At this point, I think they, my parents, began to pay more attention to my expressions and think less kindly about it. They would catch me in my sisters’ clothes and would scold me severely. I didn’t stop though. I just became more careful. I loved how I felt in those oversized female clothes and shoes. And when my sisters started wearing makeup, I too began playing around with their cosmetics. My sisters didn’t mind; they thought I was being creative, because I even suggested good ideas on their application of their makeup.

I put on nude eye shadow one morning that we were going to go to church, and when this was noticed, reactions ranged from laughter to irritation. But I didn’t let that get to me. I was feeling too fabulous to be bothered.

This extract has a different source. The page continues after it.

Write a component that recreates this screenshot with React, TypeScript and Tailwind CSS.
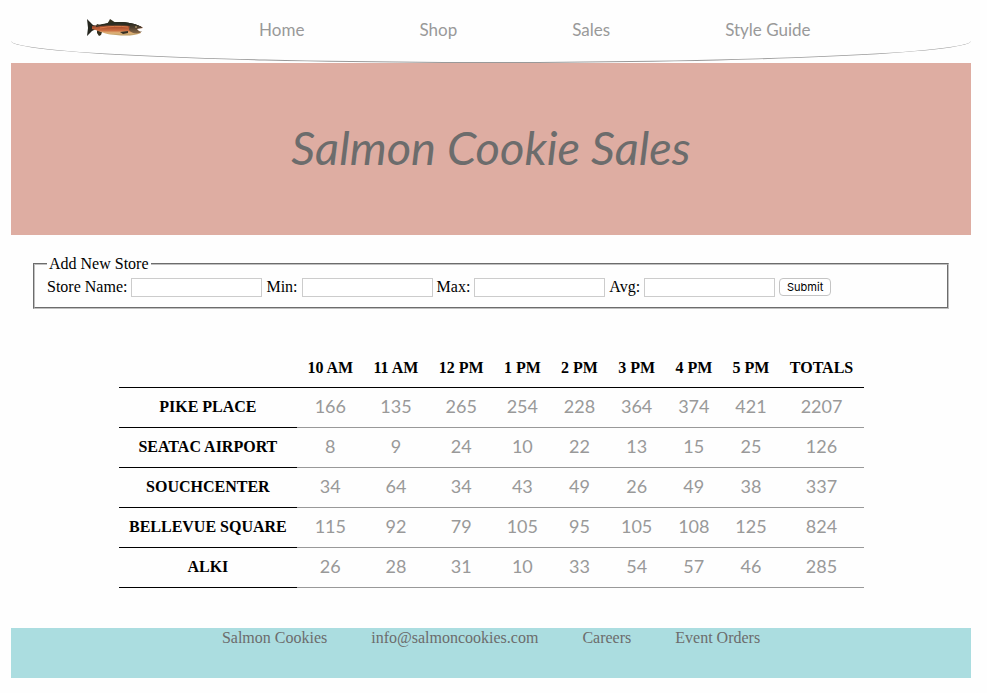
const navLinks = ["Home", "Shop", "Sales", "Style Guide"];
const hours = ["10 AM", "11 AM", "12 PM", "1 PM", "2 PM", "3 PM", "4 PM", "5 PM", "TOTALS"];
const stores = [
  { name: "PIKE PLACE", sales: [166, 135, 265, 254, 228, 364, 374, 421, 2207] },
  { name: "SEATAC AIRPORT", sales: [8, 9, 24, 10, 22, 13, 15, 25, 126] },
  { name: "SOUCHCENTER", sales: [34, 64, 34, 43, 49, 26, 49, 38, 337] },
  { name: "BELLEVUE SQUARE", sales: [115, 92, 79, 105, 95, 105, 108, 125, 824] },
  { name: "ALKI", sales: [26, 28, 31, 10, 33, 54, 57, 46, 285] },
];
const fields = [
  { id: "store", label: "Store Name:" },
  { id: "min", label: "Min:" },
  { id: "max", label: "Max:" },
  { id: "avg", label: "Avg:" },
];
const footerItems = ["Salmon Cookies", "info@salmoncookies.com", "Careers", "Event Orders"];

function Fish() {
  return (
    <svg width="58" height="20" viewBox="0 0 58 20" role="img" aria-label="Salmon">
      <defs>
        <linearGradient id="body" x1="0" y1="0" x2="0" y2="1">
          <stop offset="0" stopColor="#2b2e22" />
          <stop offset="0.22" stopColor="#40372a" />
          <stop offset="0.36" stopColor="#a94f2f" />
          <stop offset="0.62" stopColor="#cb6c40" />
          <stop offset="0.8" stopColor="#e0b47a" />
          <stop offset="1" stopColor="#b89a63" />
        </linearGradient>
        <linearGradient id="head" x1="0" y1="0" x2="0" y2="1">
          <stop offset="0" stopColor="#26281f" />
          <stop offset="0.5" stopColor="#544331" />
          <stop offset="1" stopColor="#8a6a49" />
        </linearGradient>
      </defs>
      <path d="M1 1 L4 4 L7 7 L10 8 L10 11 L6 13 L1 18 L2 10 Z" fill="#25261f" />
      <path d="M21 6 L23 3 L24 1 L30 5 Z M11 12 L16 14 L15 17 L13 18 L11 15 Z M10 8 L11 6 L14 7 Z" fill="#34301f" />
      <path d="M6 8 C14 7 22 4 32 4 C42 4 50 6 56 9 L57 11 L53 12 L55 15 C48 18 39 18 30 17 C22 17 16 14 6 11 Z" fill="url(#body)" />
      <path d="M14 10 C24 8 34 8 42 9" stroke="#dc7b48" strokeWidth="1" fill="none" />
      <path d="M10 8 C20 6 26 4 33 4 C42 4 50 6 56 9 L44 8 C34 6 24 6 10 9 Z" fill="#2b2c22" />
      <path d="M44 5 C50 6 54 8 57 10 L51 11 L53 13 L56 13 L54 15 C49 16 45 15 43 12 Z" fill="url(#head)" />
      <path d="M51 11 L57 10 L57 12 L54 12 L56 14 L53 13 Z" fill="#fefefe" />
      <path d="M34 14 L42 13 L42 15 L37 16 Z" fill="#353024" />
      <circle cx="50" cy="9" r="1" fill="#a58a60" />
    </svg>
  );
}

export default function App() {
  return (
    <div className="bg-[#fefefe] pr-4 pb-[15px] pl-[11px] font-['Liberation_Serif',serif] text-base text-black">
      <nav className="flex h-[63px] items-start gap-[13%] border-b border-[#999] pt-[18px] pl-[75px] [border-radius:0_0_50%_50%/0_0_22px_22px]">
        <a href="#home" className="shrink-0">
          <Fish />
        </a>
        {navLinks.map((label) => (
          <a key={label} href="#nav" className="font-[Lato,sans-serif] text-[17px] leading-6 whitespace-nowrap text-[#999]">
            {label}
          </a>
        ))}
      </nav>

      <header className="flex h-[172px] items-center justify-center bg-[#deada2] pb-1">
        <h1 className="font-[Lato,sans-serif] text-[47px] leading-none text-[#6c6c6c] italic">Salmon Cookie Sales</h1>
      </header>

      <main className="px-[22px]">
        <form className="pt-[17px]">
          <fieldset className="border-2 border-[#c0c0c0] px-3 pt-px pb-[10px] [border-style:groove]">
            <legend className="px-0.5 leading-6">Add New Store</legend>
            <div className="flex flex-wrap items-center gap-1">
              {fields.map((field) => (
                <div key={field.id} className="flex items-center gap-1">
                  <label htmlFor={field.id} className="leading-5">
                    {field.label}
                  </label>
                  <input id={field.id} type="text" className="h-[19px] w-[131px] border border-[#ccc] bg-white px-1 text-xs" />
                </div>
              ))}
              <button
                type="button"
                className="h-[18px] w-[52px] rounded border border-[#c4c4c4] bg-white font-[Inter,sans-serif] text-[11px] leading-4"
              >
                Submit
              </button>
            </div>
          </fieldset>
        </form>

        <table className="mx-auto mt-[38px] w-[745px] max-w-full border-collapse text-center">
          <thead>
            <tr className="h-10 border-b border-black">
              <td />
              {hours.map((hour) => (
                <th key={hour} scope="col" className="px-2.5 pt-0.5 font-bold whitespace-nowrap">
                  {hour}
                </th>
              ))}
            </tr>
          </thead>
          <tbody>
            {stores.map((store) => (
              <tr key={store.name} className="h-10">
                <th scope="row" className="border-b border-black px-2.5 font-bold whitespace-nowrap">
                  {store.name}
                </th>
                {store.sales.map((count, i) => (
                  <td key={i} className="border-b border-[#999] px-2 pb-0.5 font-[Lato,sans-serif] text-lg leading-6 text-[#999]">
                    {count}
                  </td>
                ))}
              </tr>
            ))}
          </tbody>
        </table>
      </main>

      <footer className="mt-10 flex h-[50px] justify-center gap-11 bg-[#abdde0] text-[#6c6c6c]">
        {footerItems.map((item) => (
          <a key={item} href="#footer" className="leading-5 whitespace-nowrap">
            {item}
          </a>
        ))}
      </footer>
    </div>
  );
}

The first time I crushed on a boy, it didn’t go beyond looking at him and having him look back at me. I wouldn’t know if it would’ve developed into something more, because, then my family moved to a different place.

And then, at age 12, I met and started crushing on another boy named DJ. Things went beyond just eye contact. DJ was older, the age mate of my brothers, but he didn’t treat me like a silly little boy. He would often tell me kind things like how he liked my hair or whatever I was wearing or how I talked. Sometimes, he touched me too, that is, he would hug me whenever he visited, and he didn’t mind hanging out with me alone.

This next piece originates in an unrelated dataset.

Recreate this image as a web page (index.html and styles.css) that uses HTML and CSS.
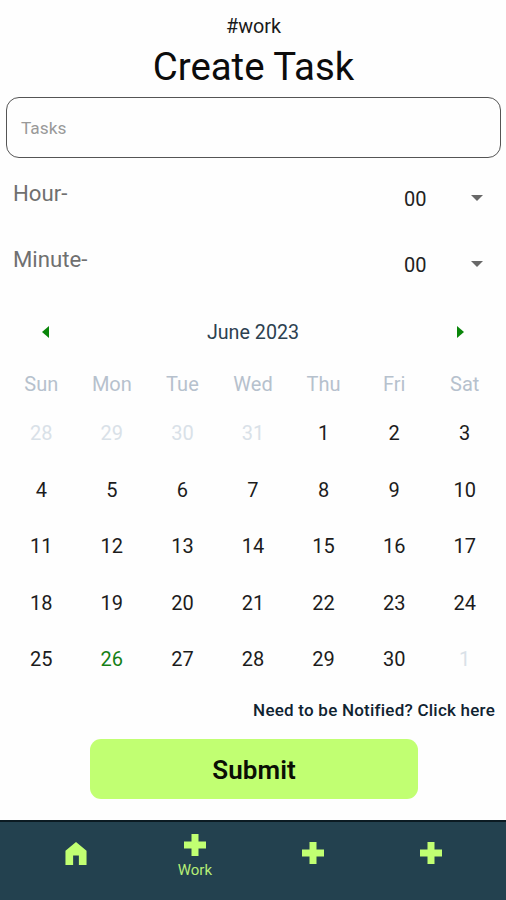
FILE: index.html
```
<!DOCTYPE html>
<html lang="en">
<head>
<meta charset="utf-8">
<title>Create Task</title>
<link rel="stylesheet" href="styles.css">
</head>
<body>
<main class="screen">
  <header class="header">
    <p class="tag">#work</p>
    <h1 class="title">Create Task</h1>
  </header>
  <div class="task-field">Tasks</div>
  <section class="pickers">
    <div class="picker">
      <span class="picker-label">Hour-</span>
      <span class="picker-value">00</span>
      <svg class="caret" viewBox="0 0 12 6"><path d="M0 0H12L6 6Z"/></svg>
    </div>
    <div class="picker">
      <span class="picker-label">Minute-</span>
      <span class="picker-value">00</span>
      <svg class="caret" viewBox="0 0 12 6"><path d="M0 0H12L6 6Z"/></svg>
    </div>
  </section>
  <section class="calendar">
    <div class="month-bar">
      <svg class="arrow" viewBox="0 0 7 12"><path d="M7 0V12L0 6Z"/></svg>
      <span class="month">June 2023</span>
      <svg class="arrow" viewBox="0 0 7 12"><path d="M0 0V12L7 6Z"/></svg>
    </div>
    <div class="weekdays">
      <span>Sun</span><span>Mon</span><span>Tue</span><span>Wed</span><span>Thu</span><span>Fri</span><span>Sat</span>
    </div>
    <div class="days">
      <span class="out">28</span><span class="out">29</span><span class="out">30</span><span class="out">31</span><span>1</span><span>2</span><span>3</span>
      <span>4</span><span>5</span><span>6</span><span>7</span><span>8</span><span>9</span><span>10</span>
      <span>11</span><span>12</span><span>13</span><span>14</span><span>15</span><span>16</span><span>17</span>
      <span>18</span><span>19</span><span>20</span><span>21</span><span>22</span><span>23</span><span>24</span>
      <span>25</span><span class="today">26</span><span>27</span><span>28</span><span>29</span><span>30</span><span class="out">1</span>
    </div>
  </section>
  <p class="notify">Need to be Notified? Click here</p>
  <button class="submit" type="button">Submit</button>
  <nav class="tabs">
    <div class="tab"><svg class="home" viewBox="0 0 22 24"><path d="M11 0L22 9V24H14V14H8V24H0V9Z"/></svg></div>
    <div class="tab active"><svg class="plus" viewBox="0 0 22 22"><path d="M7.5 0h7v7.5H22v7h-7.5V22h-7v-7.5H0v-7h7.5Z"/></svg><span class="tab-label">Work</span></div>
    <div class="tab"><svg class="plus" viewBox="0 0 22 22"><path d="M7.5 0h7v7.5H22v7h-7.5V22h-7v-7.5H0v-7h7.5Z"/></svg></div>
    <div class="tab"><svg class="plus" viewBox="0 0 22 22"><path d="M7.5 0h7v7.5H22v7h-7.5V22h-7v-7.5H0v-7h7.5Z"/></svg></div>
  </nav>
</main>
</body>
</html>
```
FILE: styles.css
```
* { box-sizing: border-box; margin: 0; padding: 0; }
body { background: #fefefe; font-family: Roboto, sans-serif; color: #111; }
svg { display: block; }
.screen { width: 506px; height: 900px; display: flex; flex-direction: column; overflow: hidden; }
.header { height: 97px; padding: 15px 0 0 1px; text-align: center; }
.tag { font-size: 19.8px; line-height: 24px; color: #1a1a1a; }
.title { font-size: 38.4px; line-height: 56px; font-weight: 400; color: #0c0c0c; }
.task-field { height: 61px; margin: 0 5px 0 6px; padding-left: 14px; border: 1.5px solid #555; border-radius: 13px; font-size: 17.3px; line-height: 60px; color: #999; }
.pickers { height: 148px; padding: 7px 23px 0 13px; }
.picker { height: 66px; display: flex; align-items: center; }
.picker-label { flex: 1; font-size: 22.2px; line-height: 28px; color: #707070; padding-bottom: 11px; }
.picker-value { width: 67px; font-size: 20px; line-height: 24px; padding-top: 1px; color: #222; }
.caret { width: 12px; height: 6px; fill: #686868; }
.calendar { padding: 0 6px; }
.month-bar { height: 51px; padding: 0 36px; display: flex; align-items: center; justify-content: space-between; }
.month { padding-top: 1px; font-size: 19.7px; color: #2d4150; }
.arrow { width: 7px; height: 12px; fill: #0a860a; }
.weekdays, .days { display: grid; grid-template-columns: repeat(7, 1fr); text-align: center; font-size: 20px; }
.weekdays { height: 47px; line-height: 54px; color: #b6c1cd; }
.days { grid-auto-rows: 56.6px; line-height: 58.4px; color: #1c1c1c; }
.out { color: #d9e1e8; }
.today { color: #168016; }
.notify { height: 52px; padding-right: 11px; line-height: 47px; text-align: right; font-size: 17px; letter-spacing: 0.23px; font-weight: 500; color: #102331; }
.submit { width: 328px; height: 60px; margin-left: 90px; border: 0; border-radius: 11px; background: #c1ff72; font: 600 26px/30px Roboto, sans-serif; letter-spacing: 0.1px; padding-top: 2px; color: #0b0f05; }
.tabs { height: 80px; margin-top: auto; padding: 0 16px 0 17px; border-top: 2px solid #0b1a22; background: #23414f; display: grid; grid-template-columns: repeat(4, 1fr); }
.tab { padding-top: 20px; display: flex; flex-direction: column; align-items: center; }
.tab.active { padding-top: 12px; padding-left: 1px; }
.home { width: 22px; height: 23px; fill: #c1ff72; }
.plus { width: 22px; height: 22px; fill: #c1ff72; }
.tab-label { margin-top: 5px; font-size: 15px; line-height: 18px; color: #b6ee76; }
```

I remember being so smitten by him that one day, I went to my mother and asked her, “Why am I not a girl?”

I will never know what my mother was thinking as she looked at me. You see, my mother often told me that I should have been born a girl, but that, when she got pregnant with me, she prayed for God to give her another boy. And so, a traditional part of my mother believes that her will clashed with the will of God, and what she got was a product of that clash: a very feminine son.

When I asked her that (for the umpteenth time, I might add, because this was a complaint I’d been peppering her with ever since I was old enough to not like being  boy), she’d looked at me and asked, “Are you asking me this because of DJ? You like him, don’t you?”

As I recall this now, I have no idea if my mother understood what she was asking me, if she suspected that I might be gay. I remember being taken aback by her question, not because I thought she was implying that I could be homosexual (because I didn’t even know the word at that age), but because I didn’t know that any other person had noticed my devotion to DJ.

I said, “Yes.”

She sighed and then said, “Please be careful, my son. The world is full of people who will try to take advantage of you. Do not do anything that will bring regret to you and this family.”

That was all she said. And at age 12, it didn’t even make any sense to me. All I’d wanted to know was why I didn’t look more like my two sisters. Instead I’d inherited the looks and anatomy of my three brothers.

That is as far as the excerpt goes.